ŞİDDET VE KÖTÜ MUAMELE
Rapora göre, HRW'nin görüştüğü ve yanlarında kadın bir aile üyesi olmadan seyahat eden tüm erkekler Türk yetkililerin kendilerini veya beraberlerindeki diğer kişileri darp ettiğini veya bu kişilere başka şekillerde kötü muamelede bulunduklarını ya bizzat yaşamış ya da buna tanık oldu. Bunların birçoğu da Türkiye'nin İran sınırına yaklaştıklarında ya da bu sınırı geçmeye çalıştıkları sırada Türkiyeli sınır yetkilileri tarafından kendilerine ateş açıldığını bildirdi. HRW'nin görüştüğü ve Taliban'ın iktidarı ele geçirmesinden bu yana yanlarında aileleri olmaksızın Türkiye'ye gelmiş Afgan erkeklerin hiçbiri İl Göç İdaresi Başkanlıklarına (İGİB) uluslararası koruma başvurusunda bulunmadı. Kendilerini kadın ya da çocuklardan oluşan bir aile grubunun parçası olarak tanıtmayan erkeklere düzenli olarak, girmek istedikleri İGİB ofisinin kapalı olduğu, ofisin Afgan erkeklerden başvuru almadığı söylenmiş ya da aylar sonrasına randevu verildi. Geri geldiklerinde ise başvuru yapmaları yine mümkün olmadı.
Raporda, “Taliban, yönetimi ele geçirdikten sonra Afganistan’ın tamamında ciddi kısıtlamalar getirdi, intikam cinayetleri, eski hükümet yetkilileri ile güvenlik güçleri personelinin zorla kaybettirilmesi, gazetecilerin gözaltına alınıp dövülmesi ve IŞİD tarafından hedef alınan etnik Hazaralar gibi grupları korumakta yetersiz kaldı” tespitlerine yer verildi.

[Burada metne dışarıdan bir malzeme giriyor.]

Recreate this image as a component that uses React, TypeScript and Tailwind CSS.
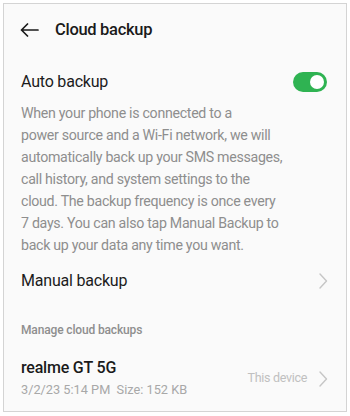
import React from "react";

const Chevron = () => (
  <svg width="10" height="18" viewBox="0 0 10 18" fill="none" className="shrink-0">
    <path d="M2 2 L8.5 9 L2 16" stroke="#c6c6c6" strokeWidth="1.4" strokeLinecap="round" strokeLinejoin="round" />
  </svg>
);

export default function App() {
  return (
    <div className="w-[350px] h-[416px] bg-white pt-[3px] pl-[3px] pr-[3px] pb-[4px]" style={{ fontFamily: "Roboto, 'Noto Sans', sans-serif" }}>
      <div className="h-full border border-[#d4d4d4] bg-[#fafafa] flex flex-col">
        <div className="h-[52px] flex items-center pl-[16px]">
          <svg width="19" height="14" viewBox="0 0 19 14" fill="none">
            <path d="M18 7 H1.5 M7.5 1 L1.5 7 L7.5 13" stroke="#1a1a1a" strokeWidth="1.7" strokeLinecap="round" strokeLinejoin="round" />
          </svg>
          <span className="ml-[16px] text-[16.5px] tracking-[-0.3px] font-medium text-[#1a1a1a] leading-none">Cloud backup</span>
        </div>
        <div className="mt-[14px] h-[24px] flex items-center justify-between pl-[17px] pr-[19px]">
          <span className="text-[16px] tracking-[-0.2px] text-[#1c1c1c]">Auto backup</span>
          <div className="w-[34px] h-[20px] rounded-full bg-[#2fb352] flex items-center justify-end pr-[3px]">
            <div className="w-[14px] h-[14px] rounded-full bg-white" />
          </div>
        </div>
        <p className="mt-[8px] pl-[17px] pr-[10px] text-[14.2px] tracking-[-0.3px] leading-[22px] text-[#8e8e8e]">
          When your phone is connected to a<br />
          power source and a Wi-Fi network, we will<br />
          automatically back up your SMS messages,<br />
          call history, and system settings to the<br />
          cloud. The backup frequency is once every<br />
          7 days. You can also tap Manual Backup to<br />
          back up your data any time you want.
        </p>
        <div className="mt-[13px] h-[24px] flex items-center justify-between pl-[17px] pr-[18px]">
          <span className="text-[16px] tracking-[-0.2px] text-[#1c1c1c]">Manual backup</span>
          <Chevron />
        </div>
        <div className="mt-[29px] h-[16px] flex items-center pl-[17px]">
          <span className="text-[12px] tracking-[-0.15px] font-medium text-[#8e8e8e]">Manage cloud backups</span>
        </div>
        <div className="mt-[19px] flex items-center justify-between pl-[17px] pr-[18px]">
          <div className="flex flex-col">
            <span className="text-[16px] tracking-[-0.2px] font-medium text-[#1a1a1a] leading-[22px]">realme GT 5G</span>
            <span className="text-[12.75px] text-[#a8a8a8] leading-[20px] mt-[1px]">3/2/23 5:14 PM&nbsp;&nbsp;Size: 152 KB</span>
          </div>
          <div className="flex items-center gap-[11px]">
            <span className="text-[12.5px] tracking-[-0.3px] text-[#c0c0c0]">This device</span>
            <Chevron />
          </div>
        </div>
      </div>
    </div>
  );
}
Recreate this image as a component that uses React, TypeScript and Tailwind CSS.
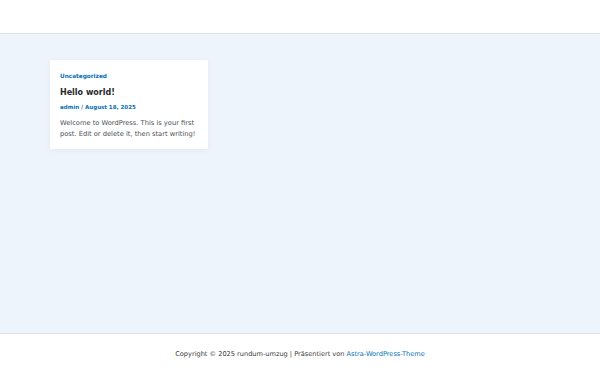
export default function App() {
  return (
    <div className="min-h-screen flex flex-col bg-[#eef4fc] text-[#3a3a3a]" style={{ fontFamily: '"DejaVu Sans", sans-serif' }}>
      {/* Header */}
      <header className="h-[34px] bg-white border-b border-[#dde3ea]" />

      {/* Content */}
      <main className="flex-1 h-[299px] px-[50px] pt-[26px]">
        <article className="w-[158px] bg-white shadow-[0_1px_6px_rgba(0,0,0,0.05)] px-[10px] pt-[12px] pb-[9px]">
          <div className="text-[5.75px] font-bold text-[#0170b9] leading-[8px]">Uncategorized</div>
          <h2 className="mt-[8px] text-[8px] font-bold text-[#2a2a2a] leading-[10px]">Hello world!</h2>
          <div className="mt-[5px] text-[5.5px] font-bold text-[#0170b9] leading-[8px]">admin / August 18, 2025</div>
          <p className="mt-[7px] text-[6.7px] leading-[11px] text-[#4b4f58]">
            Welcome to WordPress. This is your first post. Edit or delete it, then start writing!
          </p>
        </article>
      </main>

      {/* Footer */}
      <footer className="h-[42px] bg-white border-t border-[#dde3ea] flex items-center justify-center text-[6.6px] text-[#3a3a3a]">
        <span>
          Copyright © 2025 rundum-umzug | Präsentiert von{' '}
          <span className="text-[#0170b9]">Astra-WordPress-Theme</span>
        </span>
      </footer>
    </div>
  )
}
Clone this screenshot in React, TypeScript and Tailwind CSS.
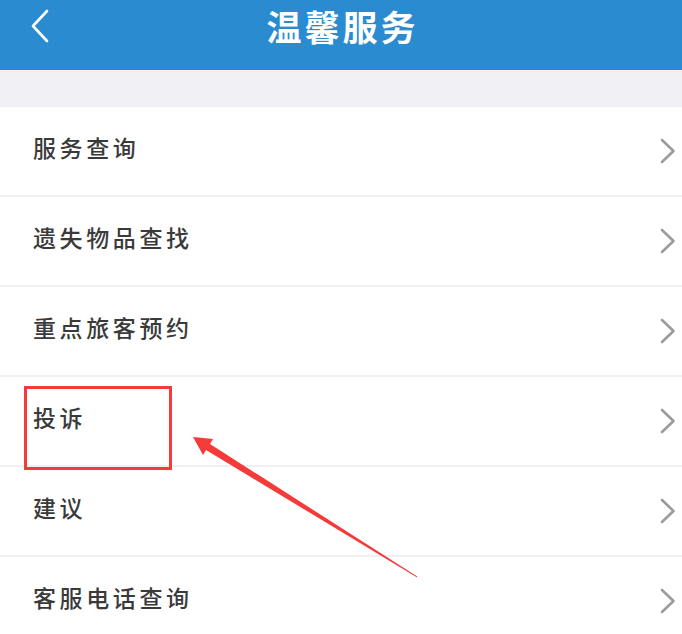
import React from "react";

const items = ["服务查询", "遗失物品查找", "重点旅客预约", "投诉", "建议", "客服电话查询"];

function Chevron() {
  return (
    <svg width="16" height="26" viewBox="0 0 16 26" fill="none" className="shrink-0">
      <polyline points="2,2 13.5,13 2,24" stroke="#9b9b9b" strokeWidth="2.6" strokeLinecap="round" strokeLinejoin="round" />
    </svg>
  );
}

export default function App() {
  return (
    <div
      className="relative w-[682px] h-[634px] overflow-hidden bg-white"
      style={{ fontFamily: '"Noto Sans CJK SC", "Noto Sans", sans-serif' }}
    >
      <header className="h-[70px] bg-[#2a8bd0]">
        <div className="relative h-[51px] flex items-center justify-center">
          <svg width="20" height="34" viewBox="0 0 20 34" fill="none" className="absolute left-[30px] top-[9px]">
            <polyline points="17,2 3,17 17,32" stroke="#ffffff" strokeWidth="2.6" strokeLinecap="round" strokeLinejoin="round" />
          </svg>
          <h1 className="text-white text-[35px] font-bold tracking-[3px] leading-none pl-[3px]">温馨服务</h1>
        </div>
      </header>
      <div className="h-[37px] bg-[#efeff4]" />
      <ul>
        {items.map((t) => (
          <li
            key={t}
            className="h-[90px] border-b-2 border-[#efeff4] flex items-center justify-between pl-[33px] pr-[6px]"
          >
            <span className="text-[23px] font-medium tracking-[3.6px] text-[#3a3a3a] leading-none pb-[7px]">{t}</span>
            <Chevron />
          </li>
        ))}
      </ul>
      <div className="absolute left-[24px] top-[386px] w-[148px] h-[84px] border-[3px] border-[#f53a3a]" />
      <svg className="absolute inset-0 pointer-events-none" width="682" height="634" viewBox="0 0 682 634">
        <polygon
          points="193,437 213,439 210,444 417.3,576.5 416.7,577.3 206,450 203,455"
          fill="#f53a3a"
        />
      </svg>
    </div>
  );
}
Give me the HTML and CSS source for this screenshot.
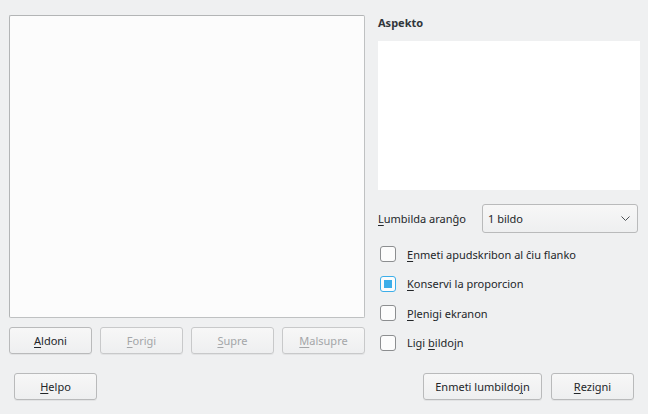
FILE: index.html
```html
<!DOCTYPE html>
<html>
<head>
<meta charset="utf-8">
<link rel="stylesheet" href="styles.css">
</head>
<body>
<div class="dialog">
  <div class="top">
    <div class="left">
      <div class="list"></div>
      <div class="btnrow">
        <button class="btn"><u>A</u>ldoni</button>
        <button class="btn disabled"><u>F</u>origi</button>
        <button class="btn disabled"><u>S</u>upre</button>
        <button class="btn disabled"><u>M</u>alsupre</button>
      </div>
    </div>
    <div class="right">
      <div class="heading">Aspekto</div>
      <div class="preview"></div>
      <div class="combo-row">
        <span class="label"><u>L</u>umbilda aranĝo</span>
        <div class="combo">
          <span>1 bildo</span>
          <svg class="chev" width="9" height="5" viewBox="0 0 9 5"><path d="M0.5 0.5 L4.5 4.5 L8.5 0.5" fill="none" stroke="#4d5154" stroke-width="1"/></svg>
        </div>
      </div>
      <div class="checks">
        <div class="check"><span class="box"></span><span><u>E</u>nmeti apudskribon al ĉiu flanko</span></div>
        <div class="check"><span class="box on"></span><span><u>K</u>onservi la proporcion</span></div>
        <div class="check"><span class="box"></span><span><u>P</u>lenigi ekranon</span></div>
        <div class="check"><span class="box"></span><span>Ligi <u>b</u>ildojn</span></div>
      </div>
    </div>
  </div>
  <div class="bottom">
    <button class="btn"><u>H</u>elpo</button>
    <div class="spacer"></div>
    <button class="btn wide">Enmeti lumbildo<u>j</u>n</button>
    <button class="btn"><u>R</u>ezigni</button>
  </div>
</div>
</body>
</html>
```
FILE: styles.css
```css
html, body {
  margin: 0;
  padding: 0;
  background: #eff0f1;
  width: 648px;
  height: 414px;
  overflow: hidden;
}
body {
  font-family: "Noto Sans", sans-serif;
  font-size: 11px;
  color: #232629;
}
u {
  text-decoration: underline;
  text-underline-offset: 2px;
  text-decoration-thickness: 1px;
}
.dialog {
  display: flex;
  flex-direction: column;
}
.top {
  display: flex;
  gap: 13px;
  margin: 15px 8px 0 9px;
}
.left {
  width: 356px;
  display: flex;
  flex-direction: column;
}
.list {
  height: 303px;
  box-sizing: border-box;
  background: #fcfcfc;
  border: 1px solid #bfc1c2;
  border-top-color: #b3b5b6;
  border-left-color: #b3b5b6;
  border-radius: 2px;
}
.btnrow {
  display: flex;
  gap: 8px;
  margin-top: 9px;
}
.btn {
  width: 83px;
  height: 27px;
  box-sizing: border-box;
  border: 1px solid #b9babb;
  border-radius: 3px;
  background: linear-gradient(#f7f7f7, #eeeff0);
  box-shadow: 0 1px 0 rgba(0,0,0,0.05);
  font-family: "Noto Sans", sans-serif;
  font-size: 11px;
  color: #232629;
  padding: 0;
  text-align: center;
}
.btn.disabled {
  color: #a4a6a8;
  border-color: #c8c9ca;
}
.btn.wide {
  width: 119px;
}
.right {
  width: 262px;
  display: flex;
  flex-direction: column;
}
.heading {
  font-size: 11px;
  font-weight: bold;
  line-height: 15px;
  color: #31363b;
  margin-bottom: 11px;
}
.preview {
  height: 149px;
  background: #ffffff;
}
.combo-row {
  display: flex;
  align-items: center;
  margin-top: 14px;
  margin-right: 2px;
  height: 29px;
}
.label {
  width: 104px;
  flex: none;
}
.combo {
  flex: 1;
  height: 29px;
  box-sizing: border-box;
  border: 1px solid #b9babb;
  border-radius: 3px;
  background: linear-gradient(#f7f7f7, #eeeff0);
  display: flex;
  align-items: center;
  justify-content: space-between;
  padding: 0 7px 0 5px;
}
.chev {
  display: block;
}
.checks {
  display: flex;
  flex-direction: column;
  gap: 13.6px;
  margin-top: 13px;
  padding-left: 2px;
}
.check {
  display: flex;
  align-items: center;
  gap: 11px;
  height: 16px;
}
.box {
  width: 16px;
  height: 16px;
  box-sizing: border-box;
  border: 1px solid #8c8e90;
  border-radius: 3px;
  background: #fcfcfc;
  flex: none;
  position: relative;
}
.box.on {
  border-color: #3daee9;
}
.box.on::after {
  content: "";
  position: absolute;
  left: 3px;
  top: 3px;
  width: 8px;
  height: 8px;
  background: #3daee9;
}
.bottom {
  display: flex;
  gap: 9px;
  margin-top: 19px;
  padding: 0 14px;
}
.spacer {
  flex: 1;
}
```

KORUMA KAYITLARI KABUL EDİLMEYECEK
İçişleri Bakan Yardımcısı İsmail Çataklı, Şubat ayında bir açıklama yaparak, Ankara, İstanbul ve 14 diğer ilde uluslararası koruma kayıtlarının alımının kabul edilmeyeceğini belirtti. Çataklı, ayrıca, nüfusun yüzde 25 veya daha fazlasının yabancılardan oluştuğu mahallelerde yabancıların ikamet izni başvurularının kabul edilmeyeceğini de söyledi. Çataklı, Türkiye genelinde yabancıların sayısının yerel nüfusun yüzde 25'ini aştığı mahallelerde kayıtların yabancılara kapatılmış olduğunu bildirdi. Haziran ayında, İçişleri Bakanı Süleyman Soylu 1 Temmuz 2022 itibariyle söz konusu oranın yüzde 20'ye düşürüleceğini ve kayda kapatılan mahalle sayısının 1,200'e çıkarılacağını açıkladı.
ZORLA GERİ GERİ GÖNDERME
HRW sınır dışı edilmek üzere olan birçok Afgan’a sığınma talebinde bulunma veya sınır dışı edilmeye itiraz etme fırsatı verilmediğini ve gönüllü geri dönüş formlarındaki imza veya parmak izlerinin genellikle zorla veya hileyle alındığını veya bunların sahte olduğunu tespit etti.
TÜRKİYE KRİTERLERİ KARŞILAMIYOR
HRW'ye göre Türkiye makamlarının sığınma hakkına erişimi engellemesi, sığınma talebinde bulunacağı anlaşılan kişileri geri göndermesi ve göçmenler ile uluslararası koruma talep eden kişilere yönelik başkaca hak ihlallerinde de bulunması nedeniyle, Türkiye, AB hukukunda, AB Sığınma Prosedürleri Direktifi’nin 38. Maddesinde belirlenen güvenli üçüncü ülke kriterlerini karşılamıyor.
GÖÇ YÖNETİM DESTEĞİ HATIRLATILDI
Frelick, “AB üyesi hiçbir ülke, Türkiye'nin kendileri için güvenli bir üçüncü ülke olacağı bahanesiyle Afganların ya da diğer ülke vatandaşlarının iltica talebini reddetmemelidir. AB'nin Türkiye'ye verdiği göç yönetimi desteği, bu desteğin insanların sığınma haklarının ellerinden alınmasına ya da hayatlarının veya özgürlüklerinin tehdit altında olacağı yerlere geri gönderilmelerine katkıda bulunmayacağına dair açık ve fiili güvenceler verilmesi koşuluna bağlanmalıdır” dedi.